- Supplied information -
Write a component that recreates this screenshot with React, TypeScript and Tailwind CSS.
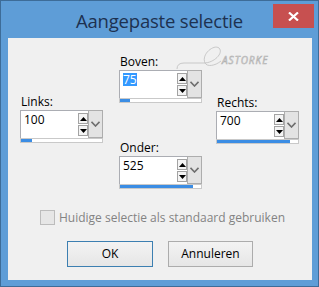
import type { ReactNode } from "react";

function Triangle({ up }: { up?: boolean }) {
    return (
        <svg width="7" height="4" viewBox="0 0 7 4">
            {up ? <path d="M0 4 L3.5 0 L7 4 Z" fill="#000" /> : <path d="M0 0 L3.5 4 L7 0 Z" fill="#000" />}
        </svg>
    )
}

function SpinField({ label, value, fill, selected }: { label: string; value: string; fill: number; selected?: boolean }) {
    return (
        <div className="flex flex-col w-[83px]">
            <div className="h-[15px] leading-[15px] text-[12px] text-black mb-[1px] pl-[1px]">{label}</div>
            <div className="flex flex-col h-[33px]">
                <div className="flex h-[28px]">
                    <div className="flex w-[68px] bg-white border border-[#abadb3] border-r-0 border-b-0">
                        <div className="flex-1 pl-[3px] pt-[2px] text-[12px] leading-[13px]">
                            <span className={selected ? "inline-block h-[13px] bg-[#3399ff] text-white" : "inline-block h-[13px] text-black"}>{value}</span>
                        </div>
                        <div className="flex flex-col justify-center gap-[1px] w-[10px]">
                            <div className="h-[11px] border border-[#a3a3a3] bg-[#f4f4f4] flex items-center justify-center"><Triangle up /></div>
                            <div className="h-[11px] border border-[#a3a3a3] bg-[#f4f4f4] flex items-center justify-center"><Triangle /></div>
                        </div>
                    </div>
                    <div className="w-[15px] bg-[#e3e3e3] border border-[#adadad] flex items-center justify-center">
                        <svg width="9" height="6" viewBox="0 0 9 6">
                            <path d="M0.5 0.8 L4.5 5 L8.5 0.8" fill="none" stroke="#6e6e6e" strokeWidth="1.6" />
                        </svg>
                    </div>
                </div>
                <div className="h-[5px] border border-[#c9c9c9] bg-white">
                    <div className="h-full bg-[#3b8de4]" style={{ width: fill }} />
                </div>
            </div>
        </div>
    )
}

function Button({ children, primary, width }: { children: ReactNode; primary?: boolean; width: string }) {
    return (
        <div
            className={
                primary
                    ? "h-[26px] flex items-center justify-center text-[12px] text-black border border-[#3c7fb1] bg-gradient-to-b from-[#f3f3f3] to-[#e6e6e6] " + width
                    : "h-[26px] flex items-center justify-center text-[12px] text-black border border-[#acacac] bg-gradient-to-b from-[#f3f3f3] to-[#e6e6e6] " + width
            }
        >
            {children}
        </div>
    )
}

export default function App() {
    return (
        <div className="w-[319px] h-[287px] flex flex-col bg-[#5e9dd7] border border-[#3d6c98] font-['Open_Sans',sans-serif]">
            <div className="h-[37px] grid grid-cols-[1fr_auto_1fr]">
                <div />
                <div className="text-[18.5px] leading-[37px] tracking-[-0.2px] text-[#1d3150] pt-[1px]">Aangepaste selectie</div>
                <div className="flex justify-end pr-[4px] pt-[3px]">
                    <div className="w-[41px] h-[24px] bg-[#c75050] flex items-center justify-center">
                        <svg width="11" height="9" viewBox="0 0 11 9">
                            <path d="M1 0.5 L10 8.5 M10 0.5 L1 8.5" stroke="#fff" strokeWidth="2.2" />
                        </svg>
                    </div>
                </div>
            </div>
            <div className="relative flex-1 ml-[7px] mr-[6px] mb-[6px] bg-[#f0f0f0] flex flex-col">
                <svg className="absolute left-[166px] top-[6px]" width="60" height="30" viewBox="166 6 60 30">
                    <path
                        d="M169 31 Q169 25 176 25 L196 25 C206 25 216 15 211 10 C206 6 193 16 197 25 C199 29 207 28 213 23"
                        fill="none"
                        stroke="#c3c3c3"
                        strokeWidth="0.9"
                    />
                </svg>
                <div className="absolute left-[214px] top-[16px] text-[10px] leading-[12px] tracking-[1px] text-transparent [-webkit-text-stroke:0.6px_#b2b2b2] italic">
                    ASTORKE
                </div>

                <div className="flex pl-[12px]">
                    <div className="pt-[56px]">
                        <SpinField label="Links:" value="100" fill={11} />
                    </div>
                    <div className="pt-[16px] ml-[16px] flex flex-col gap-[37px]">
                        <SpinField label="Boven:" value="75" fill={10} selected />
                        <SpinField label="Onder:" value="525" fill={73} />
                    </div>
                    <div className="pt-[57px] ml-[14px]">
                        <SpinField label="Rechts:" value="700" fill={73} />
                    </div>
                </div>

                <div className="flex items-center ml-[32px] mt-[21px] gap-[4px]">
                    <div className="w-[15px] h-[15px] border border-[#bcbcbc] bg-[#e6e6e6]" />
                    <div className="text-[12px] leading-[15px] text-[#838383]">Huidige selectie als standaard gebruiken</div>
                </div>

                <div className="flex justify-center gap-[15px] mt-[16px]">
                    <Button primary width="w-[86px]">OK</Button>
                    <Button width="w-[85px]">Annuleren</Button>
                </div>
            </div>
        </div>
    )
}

- Task details -
Copy out the listing exactly as it stands, but not the pictures.

- Answer in full -
Write a component that recreates this screenshot with React, TypeScript and Tailwind CSS.
import type { ReactNode } from "react";

function Triangle({ up }: { up?: boolean }) {
    return (
        <svg width="7" height="4" viewBox="0 0 7 4">
            {up ? <path d="M0 4 L3.5 0 L7 4 Z" fill="#000" /> : <path d="M0 0 L3.5 4 L7 0 Z" fill="#000" />}
        </svg>
    )
}

function SpinField({ label, value, fill, selected }: { label: string; value: string; fill: number; selected?: boolean }) {
    return (
        <div className="flex flex-col w-[83px]">
            <div className="h-[15px] leading-[15px] text-[12px] text-black mb-[1px] pl-[1px]">{label}</div>
            <div className="flex flex-col h-[33px]">
                <div className="flex h-[28px]">
                    <div className="flex w-[68px] bg-white border border-[#abadb3] border-r-0 border-b-0">
                        <div className="flex-1 pl-[3px] pt-[2px] text-[12px] leading-[13px]">
                            <span className={selected ? "inline-block h-[13px] bg-[#3399ff] text-white" : "inline-block h-[13px] text-black"}>{value}</span>
                        </div>
                        <div className="flex flex-col justify-center gap-[1px] w-[10px]">
                            <div className="h-[11px] border border-[#a3a3a3] bg-[#f4f4f4] flex items-center justify-center"><Triangle up /></div>
                            <div className="h-[11px] border border-[#a3a3a3] bg-[#f4f4f4] flex items-center justify-center"><Triangle /></div>
                        </div>
                    </div>
                    <div className="w-[15px] bg-[#e3e3e3] border border-[#adadad] flex items-center justify-center">
                        <svg width="9" height="6" viewBox="0 0 9 6">
                            <path d="M0.5 0.8 L4.5 5 L8.5 0.8" fill="none" stroke="#6e6e6e" strokeWidth="1.6" />
                        </svg>
                    </div>
                </div>
                <div className="h-[5px] border border-[#c9c9c9] bg-white">
                    <div className="h-full bg-[#3b8de4]" style={{ width: fill }} />
                </div>
            </div>
        </div>
    )
}

function Button({ children, primary, width }: { children: ReactNode; primary?: boolean; width: string }) {
    return (
        <div
            className={
                primary
                    ? "h-[26px] flex items-center justify-center text-[12px] text-black border border-[#3c7fb1] bg-gradient-to-b from-[#f3f3f3] to-[#e6e6e6] " + width
                    : "h-[26px] flex items-center justify-center text-[12px] text-black border border-[#acacac] bg-gradient-to-b from-[#f3f3f3] to-[#e6e6e6] " + width
            }
        >
            {children}
        </div>
    )
}

export default function App() {
    return (
        <div className="w-[319px] h-[287px] flex flex-col bg-[#5e9dd7] border border-[#3d6c98] font-['Open_Sans',sans-serif]">
            <div className="h-[37px] grid grid-cols-[1fr_auto_1fr]">
                <div />
                <div className="text-[18.5px] leading-[37px] tracking-[-0.2px] text-[#1d3150] pt-[1px]">Aangepaste selectie</div>
                <div className="flex justify-end pr-[4px] pt-[3px]">
                    <div className="w-[41px] h-[24px] bg-[#c75050] flex items-center justify-center">
                        <svg width="11" height="9" viewBox="0 0 11 9">
                            <path d="M1 0.5 L10 8.5 M10 0.5 L1 8.5" stroke="#fff" strokeWidth="2.2" />
                        </svg>
                    </div>
                </div>
            </div>
            <div className="relative flex-1 ml-[7px] mr-[6px] mb-[6px] bg-[#f0f0f0] flex flex-col">
                <svg className="absolute left-[166px] top-[6px]" width="60" height="30" viewBox="166 6 60 30">
                    <path
                        d="M169 31 Q169 25 176 25 L196 25 C206 25 216 15 211 10 C206 6 193 16 197 25 C199 29 207 28 213 23"
                        fill="none"
                        stroke="#c3c3c3"
                        strokeWidth="0.9"
                    />
                </svg>
                <div className="absolute left-[214px] top-[16px] text-[10px] leading-[12px] tracking-[1px] text-transparent [-webkit-text-stroke:0.6px_#b2b2b2] italic">
                    ASTORKE
                </div>

                <div className="flex pl-[12px]">
                    <div className="pt-[56px]">
                        <SpinField label="Links:" value="100" fill={11} />
                    </div>
                    <div className="pt-[16px] ml-[16px] flex flex-col gap-[37px]">
                        <SpinField label="Boven:" value="75" fill={10} selected />
                        <SpinField label="Onder:" value="525" fill={73} />
                    </div>
                    <div className="pt-[57px] ml-[14px]">
                        <SpinField label="Rechts:" value="700" fill={73} />
                    </div>
                </div>

                <div className="flex items-center ml-[32px] mt-[21px] gap-[4px]">
                    <div className="w-[15px] h-[15px] border border-[#bcbcbc] bg-[#e6e6e6]" />
                    <div className="text-[12px] leading-[15px] text-[#838383]">Huidige selectie als standaard gebruiken</div>
                </div>

                <div className="flex justify-center gap-[15px] mt-[16px]">
                    <Button primary width="w-[86px]">OK</Button>
                    <Button width="w-[85px]">Annuleren</Button>
                </div>
            </div>
        </div>
    )
}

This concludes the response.